Incensed, the king wanting to kill Miao-Shan, sent his henchmen to fetch her at the monastery. As they arrived, a spirit appeared out of a fog of clouds and carried her away to safety on a remote island. There, she lived alone for many years, pursuing a life of spiritual devotion.
Several years later, her father became seriously ill and was unable to sleep or eat; his doctors believed he would certainly die soon. As he was about to give one last breath, a monk came to visit. The holy man told the king he could cure the monarch, but he would have to grind up the arms and eyes of one free from hatred to make this medicine. The king thought this was impossible, but the monk assured him that there was a Bodhisattva living in the king’s domain who would gladly sacrifice her body parts if asked.
An envoy from the king went in search of the the unknown bodhisattva. When the envoy made the request, Miao-Shan gladly cut out her eyes and severed her arms. The envoy returned and the monk made the medicine. The Monarch instantly recovered and thanked the monk who reprimanded him. “You should thank the one who gave her eyes and arms.” the monk said before disappearing. The king, believing this was a sign of divine intervention, ordered a coach and headed off with his family to find and thank the unknown bodhisattva.
When the royal family arrived they realized it is was their daughter, Miao-Shan, who had made the sacrifice. The girl spoke, “Mindful of my father’s love, I have repaid him with my eyes and arms.” With eyes full of tears and hearts full of shame, the family gathered to hug Miao-Shan. As they did so, clouds formed around the girl. The earth trembled, flowers bloomed and a holy image of the Thousand Eyes and Thousand Arms appeared in the sky.
And then, the bodhisattva disappeared from this world. To honor Miao-Shan the royal family built a shrine on the spot, which is known as The Fragrant Mountain.
BODHISATTVA literally means “enlightened being”, a soul who through compassion and altruism, has earned the right to leave this world of suffering and enter nirvana, but has chosen instead to re-incarnate on Earth and help others until all beings are enlightened. The Dali Lama and Thich Nhat Hanh are acknowledged as Bodhisattvas.
In Hans Christian Anderson’s story ‘Thumbelina’ we are introduced to a flower child who appears to resemble Quan Yin. In another of Anderson’s myths ‘The story of a mother’ we read of a mother who sacrifices her body parts in the hope of saving her baby son. Quan Yin has many similarities with the Celtic Goddess Brigid and the Hindu Goddess Tara. In appearance and character traits she is similar to the virgin mother of Christianity.
In her role as daughter tending the earth she resembles the maiden Goddess Persephone (of Greek mythology), yet she assumes the role of mother Goddess in her spirit of compassion and unconditional love. Her wisdom and devotion to spirituality are attributes of the crone Goddess, so in many respects she embodies the strong archetype of the triple Goddess.
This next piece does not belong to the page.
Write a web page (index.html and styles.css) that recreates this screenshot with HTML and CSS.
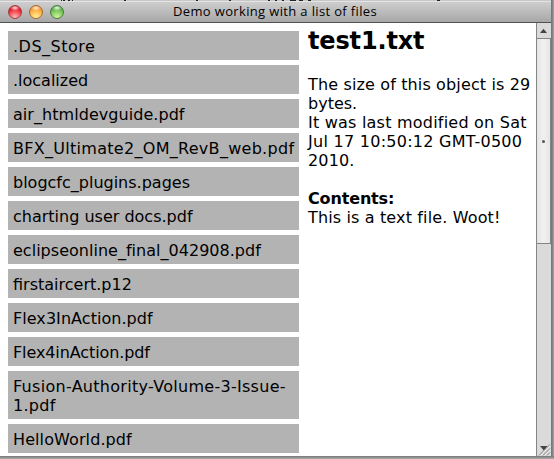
FILE: index.html
```html
<!DOCTYPE html>
<html lang="en">
<head>
<meta charset="utf-8">
<title>Demo working with a list of files</title>
<link rel="stylesheet" href="styles.css">
</head>
<body>
<div class="window">
  <header class="titlebar">
    <div class="lights">
      <i class="light red"></i><i class="light yellow"></i><i class="light green"></i>
    </div>
    <div class="title">Demo working with a list of files</div>
    <svg class="behind" width="554" height="2" viewBox="0 0 554 2">
      <path fill="#222" d="M61 0h1v1h-1zM63 0h2v1h-2zM68 0h2v1h-2zM72 0h1v1h-1zM124 0h2v1h-2zM196 0h2v1h-2zM229 0h2v1h-2zM268 0h2v1h-2zM275 0h2v1h-2zM282 0h2v1h-2zM290 0h6v1h-6zM299 0h4v1h-4zM308 0h3v1h-3zM437 0h3v1h-3z"/>
    </svg>
  </header>
  <main class="content">
    <ul class="files">
      <li><span class="f1">.DS_Store</span></li>
      <li>.localized</li>
      <li><span class="f3">air_htmldevguide.pdf</span></li>
      <li><span class="f4">BFX_Ultimate2_OM_RevB_web.pdf</span></li>
      <li>blogcfc_plugins.pages</li>
      <li>charting user docs.pdf</li>
      <li><span class="f7">eclipseonline_final_042908.pdf</span></li>
      <li>firstaircert.p12</li>
      <li><span class="f3">Flex3InAction.pdf</span></li>
      <li><span class="f10">Flex4inAction.pdf</span></li>
      <li><span class="f4">Fusion-Authority-Volume-3-Issue-<br>1.pdf</span></li>
      <li><span class="f12">HelloWorld.pdf</span></li>
    </ul>
    <section class="detail">
      <h2>test1.txt</h2>
      <p><span class="d1">The size of this object is 29</span><br>bytes.<br><span class="d3">It was last modified on Sat</span><br><span class="d4">Jul 17 10:50:12 GMT-0500</span><br><span class="d1">2010.</span></p>
      <p><b>Contents:</b><br><span class="d1">This is a text file. Woot!</span></p>
    </section>
    <div class="scrollbar">
      <div class="up"><svg width="14" height="15" viewBox="0 0 14 15"><path fill="#444" d="M3 10L6.500 5.800L10 10z"/></svg></div>
      <div class="thumb"><i></i></div>
      <div class="track"></div>
      <svg class="grip" width="14" height="14" viewBox="0 0 14 14"><path fill="#444" d="M3 4h7.500l-3.700 4.500z"/><path stroke="#fff" d="M3 13.500L13.500 3M7 13.500L13.500 7M11 13.500L13.500 11"/><path stroke="#777" d="M2 13.500L13 2.500M6 13.500L13 6.500M10 13.500L13 10.500"/></svg>
    </div>
  </main>
</div>
</body>
</html>
```

FILE: styles.css
```css
* { box-sizing: border-box; }
body {
  margin: 0;
  width: 554px;
  height: 459px;
  overflow: hidden;
  background: linear-gradient(#777, #aaa) 0 456px / 554px 3px no-repeat, linear-gradient(90deg, #777 0 552px, #aaa 554px);
  font: 16px/19px "DejaVu Sans", Verdana, sans-serif;
  color: #000;
}
.window { width: 551px; height: 456px; background: #fff; }
.titlebar {
  position: relative;
  height: 23px;
  display: flex;
  align-items: center;
  background: linear-gradient(#c8c8c8 0 1px, #e4e4e4 1px 2px, #cecece 2px, #a7a7a7 22px);
  border-bottom: 1px solid #515151;
}
.behind { position: absolute; left: 0; top: 0; }
.lights { display: flex; gap: 7px; padding: 2px 0 0 8px; width: 64px; }
.light { width: 14px; height: 14px; border-radius: 50%; flex: none; border: 1px solid; }
.red { border-color: #a13c40; background: radial-gradient(ellipse 5px 3px at 50% 15%, #ffe5e5, transparent), radial-gradient(circle at 50% 95%, #ffc0c0, #f3565c 45%, #e10e20 75%); }
.yellow { border-color: #ac6b33; background: radial-gradient(ellipse 5px 3px at 50% 15%, #fff5e0, transparent), radial-gradient(circle at 50% 95%, #fff49c, #fdb94f 50%, #ef8425 85%); }
.green { border-color: #4c7b3c; background: radial-gradient(ellipse 5px 3px at 50% 15%, #effbe8, transparent), radial-gradient(circle at 50% 95%, #d1f7a0, #83cd61 50%, #43993a 85%); }
.title {
  margin-left: 109px;
  font: 13px/18px "Open Sans", "Noto Sans", sans-serif;
  letter-spacing: 0.35px;
  white-space: nowrap;
}
.content { display: flex; height: 433px; }
.files {
  list-style: none;
  margin: 0 0 0 8px;
  padding: 8px 0 0;
  width: 291px;
  flex: none;
  display: flex;
  flex-direction: column;
  gap: 5px;
}
.files li { background: #b3b3b3; padding: 6px 5px 4px; white-space: nowrap; }
.f1 { letter-spacing: 0.5px; }
.f3 { letter-spacing: 0.05px; }
.f4 { letter-spacing: 0.29px; }
.f7 { letter-spacing: 0.02px; }
.f10 { letter-spacing: -0.1px; }
.f12 { letter-spacing: 0.1px; }
.d1 { letter-spacing: 0.14px; }
.d3 { letter-spacing: 0.22px; }
.d4 { letter-spacing: 0.27px; }
.detail { margin-left: 9px; width: 228px; flex: none; white-space: nowrap; }
h2 { margin: 4px 0 19px; font-size: 24px; line-height: 29px; letter-spacing: -0.15px; }
.detail b { letter-spacing: -0.15px; }
.detail p { margin: 0 0 19px; }
.scrollbar {
  position: relative;
  width: 15px;
  flex: none;
  display: flex;
  flex-direction: column;
  border-left: 1px solid #858585;
  background: #dadada;
}
.up { height: 16px; border-bottom: 1px solid #858585; }
.up svg { display: block; }
.thumb {
  height: 205px;
  border: solid #858585;
  border-width: 0 1px 1px 0;
  background: linear-gradient(90deg, #e4e4e4, #f1f1f1 50%, #e5e5e5);
  display: flex;
  align-items: center;
  justify-content: center;
}
.thumb i { width: 3px; height: 3px; border-radius: 50%; background: #555; }
.track { flex: 1; }
.grip { position: absolute; right: 0; bottom: 0; }
```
Through her suffering she never identifies with a victim mentality, instead she rises above it. In this way she represents a very enduring feminine archetype.
In Buddhism there are no Gods to worship since the path of enlightenment is an individual path of wisdom, ethical conduct and mental development. Though it may be helpful to visualise Quan Yin in human form, it is more accurate to say she represents the energy of compassion and unconditional love. In this way many devotees call upon the feminine energy of Quan Yin when reciting mantras or during mediation.
The most popular mantra recited to Quan Yin is ‘Namo Quan Shi Yin Pu Sa’ [Nah-moh Kwahn Shee Yin Poo Sah] which means ‘Salutations to the compassionate and merciful Bodhisattva Kuan Yin’.